Available data
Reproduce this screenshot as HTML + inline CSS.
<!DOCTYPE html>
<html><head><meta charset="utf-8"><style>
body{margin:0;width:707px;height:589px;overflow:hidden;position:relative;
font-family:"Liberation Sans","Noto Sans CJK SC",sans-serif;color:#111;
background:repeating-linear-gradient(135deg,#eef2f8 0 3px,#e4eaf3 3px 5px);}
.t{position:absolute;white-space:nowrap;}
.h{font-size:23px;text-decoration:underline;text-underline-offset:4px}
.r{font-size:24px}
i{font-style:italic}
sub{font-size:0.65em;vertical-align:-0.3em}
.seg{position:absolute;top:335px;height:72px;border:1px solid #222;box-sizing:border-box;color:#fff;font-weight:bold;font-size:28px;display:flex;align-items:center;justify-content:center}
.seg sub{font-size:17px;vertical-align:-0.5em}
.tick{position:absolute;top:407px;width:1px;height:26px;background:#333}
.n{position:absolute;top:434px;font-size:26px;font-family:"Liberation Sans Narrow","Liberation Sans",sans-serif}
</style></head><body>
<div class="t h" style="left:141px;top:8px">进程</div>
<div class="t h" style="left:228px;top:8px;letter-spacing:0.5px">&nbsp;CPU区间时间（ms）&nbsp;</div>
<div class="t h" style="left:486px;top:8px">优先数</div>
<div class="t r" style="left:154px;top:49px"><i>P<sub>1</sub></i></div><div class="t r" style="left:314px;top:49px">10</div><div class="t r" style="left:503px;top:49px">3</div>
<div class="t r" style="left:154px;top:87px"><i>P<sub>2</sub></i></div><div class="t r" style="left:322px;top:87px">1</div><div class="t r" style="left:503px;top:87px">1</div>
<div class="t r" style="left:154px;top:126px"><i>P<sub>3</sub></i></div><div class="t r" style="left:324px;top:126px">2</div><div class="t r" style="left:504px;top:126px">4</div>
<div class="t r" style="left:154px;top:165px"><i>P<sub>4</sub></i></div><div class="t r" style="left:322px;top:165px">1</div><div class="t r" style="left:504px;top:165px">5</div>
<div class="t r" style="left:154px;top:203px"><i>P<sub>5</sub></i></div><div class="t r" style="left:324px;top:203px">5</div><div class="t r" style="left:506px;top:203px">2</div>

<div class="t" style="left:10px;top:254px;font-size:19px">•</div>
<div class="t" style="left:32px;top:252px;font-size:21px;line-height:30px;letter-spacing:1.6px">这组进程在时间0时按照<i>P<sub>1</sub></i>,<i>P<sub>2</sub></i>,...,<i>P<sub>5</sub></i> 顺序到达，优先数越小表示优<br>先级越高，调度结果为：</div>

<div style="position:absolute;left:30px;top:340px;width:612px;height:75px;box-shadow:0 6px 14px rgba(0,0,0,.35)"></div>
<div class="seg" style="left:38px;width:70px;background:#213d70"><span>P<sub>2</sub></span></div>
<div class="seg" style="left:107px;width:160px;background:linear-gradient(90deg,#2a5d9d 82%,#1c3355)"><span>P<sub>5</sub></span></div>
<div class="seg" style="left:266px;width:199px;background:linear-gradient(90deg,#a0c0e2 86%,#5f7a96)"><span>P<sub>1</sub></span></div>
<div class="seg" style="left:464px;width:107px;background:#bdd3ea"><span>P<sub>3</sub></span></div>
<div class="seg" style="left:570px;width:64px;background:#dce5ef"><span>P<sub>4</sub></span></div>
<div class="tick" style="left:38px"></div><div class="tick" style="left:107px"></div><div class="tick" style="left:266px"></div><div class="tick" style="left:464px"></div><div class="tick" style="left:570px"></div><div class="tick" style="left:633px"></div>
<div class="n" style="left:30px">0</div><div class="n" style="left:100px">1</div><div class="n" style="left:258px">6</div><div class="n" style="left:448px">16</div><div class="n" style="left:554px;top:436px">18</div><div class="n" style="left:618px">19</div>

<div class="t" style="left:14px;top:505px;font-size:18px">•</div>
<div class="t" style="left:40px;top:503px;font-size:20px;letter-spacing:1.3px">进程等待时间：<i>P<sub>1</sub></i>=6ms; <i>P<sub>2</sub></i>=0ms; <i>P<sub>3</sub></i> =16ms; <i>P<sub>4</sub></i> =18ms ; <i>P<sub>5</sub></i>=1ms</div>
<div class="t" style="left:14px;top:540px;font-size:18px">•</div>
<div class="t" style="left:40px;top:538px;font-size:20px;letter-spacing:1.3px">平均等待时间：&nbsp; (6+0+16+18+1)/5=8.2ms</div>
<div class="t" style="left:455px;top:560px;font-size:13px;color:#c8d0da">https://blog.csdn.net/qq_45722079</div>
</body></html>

Task instructions
From the first line to the last, please quote the material above exactly.

Written answer
Reproduce this screenshot as HTML + inline CSS.
<!DOCTYPE html>
<html><head><meta charset="utf-8"><style>
body{margin:0;width:707px;height:589px;overflow:hidden;position:relative;
font-family:"Liberation Sans","Noto Sans CJK SC",sans-serif;color:#111;
background:repeating-linear-gradient(135deg,#eef2f8 0 3px,#e4eaf3 3px 5px);}
.t{position:absolute;white-space:nowrap;}
.h{font-size:23px;text-decoration:underline;text-underline-offset:4px}
.r{font-size:24px}
i{font-style:italic}
sub{font-size:0.65em;vertical-align:-0.3em}
.seg{position:absolute;top:335px;height:72px;border:1px solid #222;box-sizing:border-box;color:#fff;font-weight:bold;font-size:28px;display:flex;align-items:center;justify-content:center}
.seg sub{font-size:17px;vertical-align:-0.5em}
.tick{position:absolute;top:407px;width:1px;height:26px;background:#333}
.n{position:absolute;top:434px;font-size:26px;font-family:"Liberation Sans Narrow","Liberation Sans",sans-serif}
</style></head><body>
<div class="t h" style="left:141px;top:8px">进程</div>
<div class="t h" style="left:228px;top:8px;letter-spacing:0.5px">&nbsp;CPU区间时间（ms）&nbsp;</div>
<div class="t h" style="left:486px;top:8px">优先数</div>
<div class="t r" style="left:154px;top:49px"><i>P<sub>1</sub></i></div><div class="t r" style="left:314px;top:49px">10</div><div class="t r" style="left:503px;top:49px">3</div>
<div class="t r" style="left:154px;top:87px"><i>P<sub>2</sub></i></div><div class="t r" style="left:322px;top:87px">1</div><div class="t r" style="left:503px;top:87px">1</div>
<div class="t r" style="left:154px;top:126px"><i>P<sub>3</sub></i></div><div class="t r" style="left:324px;top:126px">2</div><div class="t r" style="left:504px;top:126px">4</div>
<div class="t r" style="left:154px;top:165px"><i>P<sub>4</sub></i></div><div class="t r" style="left:322px;top:165px">1</div><div class="t r" style="left:504px;top:165px">5</div>
<div class="t r" style="left:154px;top:203px"><i>P<sub>5</sub></i></div><div class="t r" style="left:324px;top:203px">5</div><div class="t r" style="left:506px;top:203px">2</div>

<div class="t" style="left:10px;top:254px;font-size:19px">•</div>
<div class="t" style="left:32px;top:252px;font-size:21px;line-height:30px;letter-spacing:1.6px">这组进程在时间0时按照<i>P<sub>1</sub></i>,<i>P<sub>2</sub></i>,...,<i>P<sub>5</sub></i> 顺序到达，优先数越小表示优<br>先级越高，调度结果为：</div>

<div style="position:absolute;left:30px;top:340px;width:612px;height:75px;box-shadow:0 6px 14px rgba(0,0,0,.35)"></div>
<div class="seg" style="left:38px;width:70px;background:#213d70"><span>P<sub>2</sub></span></div>
<div class="seg" style="left:107px;width:160px;background:linear-gradient(90deg,#2a5d9d 82%,#1c3355)"><span>P<sub>5</sub></span></div>
<div class="seg" style="left:266px;width:199px;background:linear-gradient(90deg,#a0c0e2 86%,#5f7a96)"><span>P<sub>1</sub></span></div>
<div class="seg" style="left:464px;width:107px;background:#bdd3ea"><span>P<sub>3</sub></span></div>
<div class="seg" style="left:570px;width:64px;background:#dce5ef"><span>P<sub>4</sub></span></div>
<div class="tick" style="left:38px"></div><div class="tick" style="left:107px"></div><div class="tick" style="left:266px"></div><div class="tick" style="left:464px"></div><div class="tick" style="left:570px"></div><div class="tick" style="left:633px"></div>
<div class="n" style="left:30px">0</div><div class="n" style="left:100px">1</div><div class="n" style="left:258px">6</div><div class="n" style="left:448px">16</div><div class="n" style="left:554px;top:436px">18</div><div class="n" style="left:618px">19</div>

<div class="t" style="left:14px;top:505px;font-size:18px">•</div>
<div class="t" style="left:40px;top:503px;font-size:20px;letter-spacing:1.3px">进程等待时间：<i>P<sub>1</sub></i>=6ms; <i>P<sub>2</sub></i>=0ms; <i>P<sub>3</sub></i> =16ms; <i>P<sub>4</sub></i> =18ms ; <i>P<sub>5</sub></i>=1ms</div>
<div class="t" style="left:14px;top:540px;font-size:18px">•</div>
<div class="t" style="left:40px;top:538px;font-size:20px;letter-spacing:1.3px">平均等待时间：&nbsp; (6+0+16+18+1)/5=8.2ms</div>
<div class="t" style="left:455px;top:560px;font-size:13px;color:#c8d0da">https://blog.csdn.net/qq_45722079</div>
</body></html>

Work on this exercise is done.